Procurement is the set of processes implemented to obtain an organization's goods and services. Procurement is, therefore, the broader term that includes all actions before the issue of the purchase order.
Purchasing is the set of activities between the organization and the supplier that are undertaken in the transaction of buying goods and services. Purchasing is a subset of the procurement process spanning activities from placing the purchase order to receiving goods and services.
Depending upon its size, industry and organizational structure, every business will have its procurement process. However, the general steps in the procurement process include:
The first step in the procurement process involves identifying the business needs for the goods and services. The needs of the various business units are identified, and a vendor for each need is mapped.
In the second step of the procurement process, a set of suppliers for the identified requirements is shortlisted, the suppliers are evaluated, and a final selection of the most suitable suppliers is made. These suppliers are then evaluated on pricing, quality, reputation, after-sales services, etc. After completing the evaluation, the supplier providing the maximum value at the lowest cost is selected.
After the supplier has been selected, pricing, quality, quantity, terms of supply, etc., need to be negotiated and finalized. Efficient contracting helps ensure that all contractual obligations are met, and that the organization receives the promised value from the supplier.
Here are the steps involved in the purchasing process:
In this step, a purchase requisition is raised detailing the deliverables required from the supplier. The requisition is then evaluated and approved by the concerned stakeholders for the next steps to be initiated.
After the requisition is approved, the purchase order is released. The purchase order details all the contractual terms, such as the payment terms, quantity, and supply dates. On receipt of the purchase order, the supplier raises an invoice.
On receipt of the order, the organization verifies that all the contract terms have been fulfilled. On successful verification of order fulfillment, payment is released to the supplier.
The terms, although used interchangeably, are different. The differences include:
Procurement is a strategic function undertaken to fulfill a specific business need. It goes deeper into exploring different options and then making the most suitable choice that provides the most value to the organization. On the other hand, purchasing is a tactical function dealing with ordering and receiving goods and services.
Procurement emphasizes fostering long-term, mutually beneficial relationships with suppliers. Purchasing only works with the suppliers and does not focus on fostering supplier relationships.
Purchasing is a transactional activity and does not pay attention to risk identification and mitigation. Procurement is cognizant of the operational and financial risks of dealing with suppliers and being a part of the larger supply chain. It takes steps to mitigate the risks to eliminate any business impact.
Purchasing is more concerned with the cost of the order; the goal is to minimize the cost.
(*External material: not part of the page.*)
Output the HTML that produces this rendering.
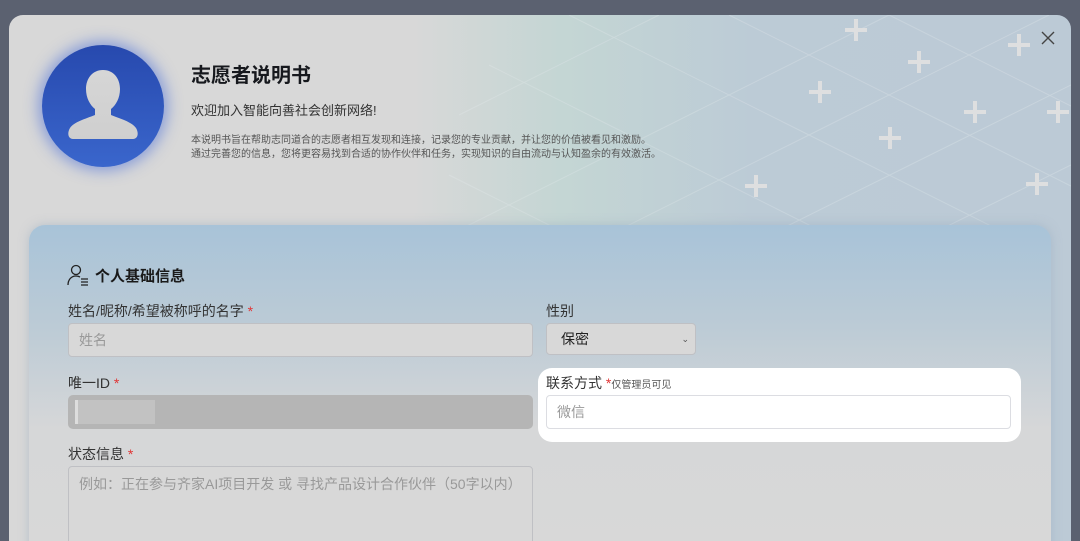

Meanwhile, procurement emphasizes value creation and other factors such as the total cost of ownership, supplier relationships and contract compliance.
Because of its tactical nature, purchasing is transactional—dealing with purchasing goods and services. Procurement has strategic aims — finding the best supplier, maximizing contractual value, etc.
The similarities between purchasing and procurement lie in that both deal with obtaining goods and services. Purchasing as a function is contained within the larger function of procurement.
Are purchasing and procurement the same thing? No, they differ significantly in their objectives, processes and goals. Organizations can realize significant cost savings by optimizing their procurement versus purchasing processes and benefit from the positive impact on the bottom line.
Understanding the differences and similarities between the two can position organizations to efficiently perform purchasing and procurement management to derive maximum business value.
With businesses under pressure to deliver cost savings, understanding the difference between procurement and purchasing is the first step to unlock not only short-term benefits but also long-term value.
Both are important. They have different goals and serve separate functions, but together deliver value.
Yes, procurement is the broader function. Purchasing is a subset of procurement.
Sourcing is finding the items required to be bought, and purchasing is buying them. Purchasing is a subset of the broader procurement activity.